Alvise Matessi is greatly concerned with those areas conquered by and integrated into the Hittite kingdom. He examines Hittite strategies for controlling and promoting integration in central Anatolia during the mid-second millennium BC. On a more religious level, Valeria Turriziani analyzes the function of religion and symbolism in knitting together Egypt and its southern and western peripheries. Peter Dubovský, on the other hand, examines how the briefly independent rulers of Suḫu—on the Middle Euphrates in Iraq—expressed their identity through language, especially titles. Daniel Fleming, in a chapter dealing with Late Bronze Age Emar in Syria, looks particularly at legal institutions. Finally, Ellen Morris examines life in the “shatter zones” of the Egyptian Empire. Drawing analogies with modern warlords in Afghanistan and Pakistan, Morris suggests that life in the mountains and marshes, termed “shatter zones,” afforded benefits to those tough enough to compete when dealing with the Egyptian state and its officials.

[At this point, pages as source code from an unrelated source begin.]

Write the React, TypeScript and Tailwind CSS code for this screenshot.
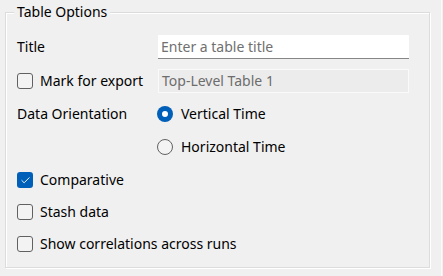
import { Check } from "lucide-react";

const CheckBox = ({ checked = false }: { checked?: boolean }) =>
  checked ? (
    <span className="w-4 h-4 rounded-[3px] bg-[#005fb8] flex items-center justify-center shrink-0">
      <Check className="w-[11px] h-[11px] text-white" strokeWidth={2} />
    </span>
  ) : (
    <span className="w-4 h-4 rounded-[3px] border border-[#616161] bg-[#f3f3f3] shrink-0" />
  );

const Radio = ({ checked = false }: { checked?: boolean }) =>
  checked ? (
    <span className="w-4 h-4 rounded-full bg-[#005fb8] flex items-center justify-center shrink-0">
      <span className="w-[6px] h-[6px] rounded-full bg-white" />
    </span>
  ) : (
    <span className="w-4 h-4 rounded-full border border-[#616161] bg-[#f3f3f3] shrink-0" />
  );

export default function App() {
  return (
    <div className="w-[443px] h-[276px] bg-[#f0f0f0] flex overflow-hidden font-['Noto_Sans',sans-serif] text-[14px] text-black leading-5">
      <div className="flex-1 pl-[5px] pt-[12px]">
        {/* Group box */}
        <div className="relative w-[425px] h-[256px] border border-[#dcdcdc] shadow-[inset_1px_1px_0_#fff,1px_1px_0_#fff] pl-[11px] pt-[22px]">
          <span className="absolute left-[8px] top-[-11px] px-[3px] bg-[#f0f0f0]">Table Options</span>

          <div className="flex items-center h-6">
            <span className="w-[141px]">Title</span>
            <input
              className="w-[251px] h-6 bg-white border-b border-[#868686] pl-[3px] outline-none placeholder:text-[#707070]"
              placeholder="Enter a table title"
            />
          </div>

          <div className="flex items-center h-6 mt-[10px]">
            <label className="w-[141px] flex items-center gap-[7px]">
              <CheckBox />
              <span>Mark for export</span>
            </label>
            <div className="w-[251px] h-6 bg-[#ececec] border border-[#fafafa] pl-[3px] flex items-center text-[#6d6d6d]">
              Top-Level Table 1
            </div>
          </div>

          <div className="flex items-center h-6 mt-[9px]">
            <span className="w-[140px]">Data Orientation</span>
            <label className="flex items-center gap-[8px]">
              <Radio checked />
              <span>Vertical Time</span>
            </label>
          </div>

          <div className="flex items-center h-6 mt-[9px] pl-[140px]">
            <label className="flex items-center gap-[8px]">
              <Radio />
              <span>Horizontal Time</span>
            </label>
          </div>

          <label className="flex items-center gap-[7px] h-6 mt-[9px]">
            <CheckBox checked />
            <span>Comparative</span>
          </label>

          <label className="flex items-center gap-[7px] h-6 mt-[8px]">
            <CheckBox />
            <span>Stash data</span>
          </label>

          <label className="flex items-center gap-[7px] h-6 mt-[8px]">
            <CheckBox />
            <span>Show correlations across runs</span>
          </label>
        </div>
      </div>
      <div className="w-[2px] border-l border-[#fbfbfb]" />
    </div>
  );
}
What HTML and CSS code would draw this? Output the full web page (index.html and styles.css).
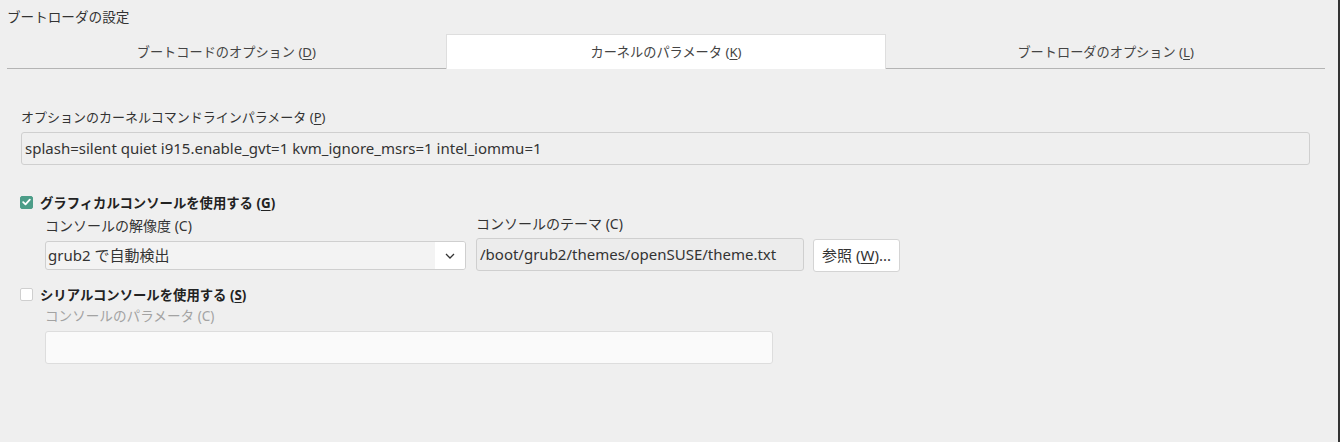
FILE: index.html
```html
<!DOCTYPE html>
<html lang="ja">
<head>
<meta charset="utf-8">
<title>ブートローダの設定</title>
<link rel="stylesheet" href="styles.css">
</head>
<body>
<div class="page">
  <div class="main">
    <div class="title">ブートローダの設定</div>
    <div class="tabs">
      <div class="tab">ブートコードのオプション (<u>D</u>)</div>
      <div class="tab active">カーネルのパラメータ (<u>K</u>)</div>
      <div class="tab">ブートローダのオプション (<u>L</u>)</div>
    </div>
    <div class="content">
      <div class="label label-p">オプションのカーネルコマンドラインパラメータ (<u>P</u>)</div>
      <div class="field field-wide">splash=silent quiet i915.enable_gvt=1 kvm_ignore_msrs=1 intel_iommu=1</div>

      <div class="check-row check-graphic">
        <span class="checkbox checked">
          <svg width="9" height="8" viewBox="0 0 9 8"><path d="M1.2 4.2 L3.5 6.4 L7.8 1.6" fill="none" stroke="#fff" stroke-width="1.8" stroke-linecap="round" stroke-linejoin="round"/></svg>
        </span>
        <span class="check-label">グラフィカルコンソールを使用する (<u>G</u>)</span>
      </div>
      <div class="sub-group">
        <div class="col col-res">
          <div class="label label-sub">コンソールの解像度 (C)</div>
          <div class="select">
            <span class="select-text">grub2 で自動検出</span>
            <span class="select-arrow">
              <svg width="10" height="6" viewBox="0 0 10 6"><path d="M1 1 L5 5 L9 1" fill="none" stroke="#333" stroke-width="1.3"/></svg>
            </span>
          </div>
        </div>
        <div class="col col-theme">
          <div class="label label-sub">コンソールのテーマ (C)</div>
          <div class="theme-row">
            <div class="field field-theme">/boot/grub2/themes/openSUSE/theme.txt</div>
            <div class="button">参照 (<u>W</u>)...</div>
          </div>
        </div>
      </div>

      <div class="check-row check-serial">
        <span class="checkbox"></span>
        <span class="check-label">シリアルコンソールを使用する (<u>S</u>)</span>
      </div>
      <div class="sub-serial">
        <div class="label disabled">コンソールのパラメータ (C)</div>
        <div class="field field-disabled"></div>
      </div>
    </div>
  </div>
  <div class="edge"></div>
</div>
</body>
</html>
```

FILE: styles.css
```css
html, body {
  margin: 0;
  padding: 0;
  height: 100%;
}
body {
  background: #efefef;
  font-family: "Noto Sans", "Noto Sans CJK JP", sans-serif;
  font-size: 13px;
  color: #333;
}
.page {
  display: flex;
  height: 442px;
  overflow: hidden;
}
.main {
  flex: 1;
}
.edge {
  width: 2px;
  background: #333;
}
u {
  text-decoration: underline;
  text-underline-offset: 2px;
}
.title {
  height: 34px;
  line-height: 34px;
  padding-left: 7px;
  font-size: 13.6px;
  color: #333;
}
.tabs {
  display: flex;
  margin: 0 13px 0 7px;
  height: 35px;
}
.tab {
  flex: 1;
  text-align: center;
  line-height: 36px;
  color: #444;
  border-bottom: 1px solid #b4b4b4;
  box-sizing: border-box;
  height: 35px;
  font-size: 13.2px;
}
.tab.active {
  background: #fff;
  border: 1px solid #dedede;
  border-bottom: none;
  line-height: 34px;
}
.content {
  padding: 39px 0 0 21px;
}
.label {
  line-height: 18px;
  height: 18px;
  color: #333;
  white-space: nowrap;
}
.label-sub {
  font-size: 14px;
}
.field {
  box-sizing: border-box;
  height: 33px;
  line-height: 31px;
  border: 1px solid #cfcfcf;
  border-radius: 3px;
  padding-left: 3px;
  color: #333;
  margin-top: 6px;
  white-space: nowrap;
  overflow: hidden;
}
.field-wide {
  width: 1289px;
  background: #efefef;
  font-size: 15px;
}
.check-row {
  display: flex;
  align-items: center;
  height: 18px;
  margin-left: -1px;
}
.check-graphic {
  margin-top: 28px;
}
.check-serial {
  margin-top: 13px;
}
.checkbox {
  box-sizing: border-box;
  width: 13px;
  height: 13px;
  border-radius: 2px;
  border: 1px solid #cfcfcf;
  background: #fff;
  display: flex;
  align-items: center;
  justify-content: center;
  margin-right: 7px;
}
.checkbox.checked {
  background: #4c9d88;
  border-color: #4c9d88;
}
.check-label {
  font-weight: bold;
  color: #222;
  font-size: 13.35px;
}
.sub-group {
  display: flex;
  gap: 10px;
  padding-left: 24px;
}
.col-res {
  width: 421px;
  padding-top: 6px;
}
.col-theme {
  padding-top: 4px;
}
.select {
  box-sizing: border-box;
  margin-top: 6px;
  height: 29px;
  border: 1px solid #cfcfcf;
  border-radius: 3px;
  background: #f3f3f3;
  display: flex;
  overflow: hidden;
}
.select-text {
  flex: 1;
  line-height: 27px;
  padding-left: 2px;
  font-size: 15px;
}
.select-arrow {
  width: 30px;
  background: #fff;
  display: flex;
  align-items: center;
  justify-content: center;
}
.theme-row {
  display: flex;
  align-items: flex-start;
  gap: 9px;
}
.theme-row .field {
  margin-top: 5px;
}
.field-theme {
  width: 328px;
  background: #ececec;
  font-size: 15px;
}
.button {
  box-sizing: border-box;
  margin-top: 6px;
  width: 87px;
  height: 33px;
  line-height: 31px;
  background: #fff;
  border: 1px solid #d4d4d4;
  border-radius: 3px;
  text-align: center;
  color: #333;
  font-size: 15px;
}
.sub-serial {
  padding-left: 24px;
  padding-top: 4px;
}
.label.disabled {
  color: #a3a3a3;
  font-size: 13.6px;
}
.field-disabled {
  width: 728px;
  background: #fafafa;
  border-color: #dddddd;
}
```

Despite the occasional modern analogy, there is scarcely any attempt in these chapters to draw on any ethnographic situations that might be familiar to more anthropologically oriented scholars. For this reason, the detailed, well-written, but hyper-specific eastern Mediterranean–Levantine–Egyptian content of most of the studies in this volume are unlikely to find much resonance with Americanist scholars. Nevertheless, the book is well edited and will undoubtedly be welcomed by specialists in the fields that the articles assembled in it discuss. Nonspecialist readers should, however, be aware that there is far more to be said and that there are many more cases of groups living in the shadows of the great states and empires of the ancient Near East than are represented in this interesting collection.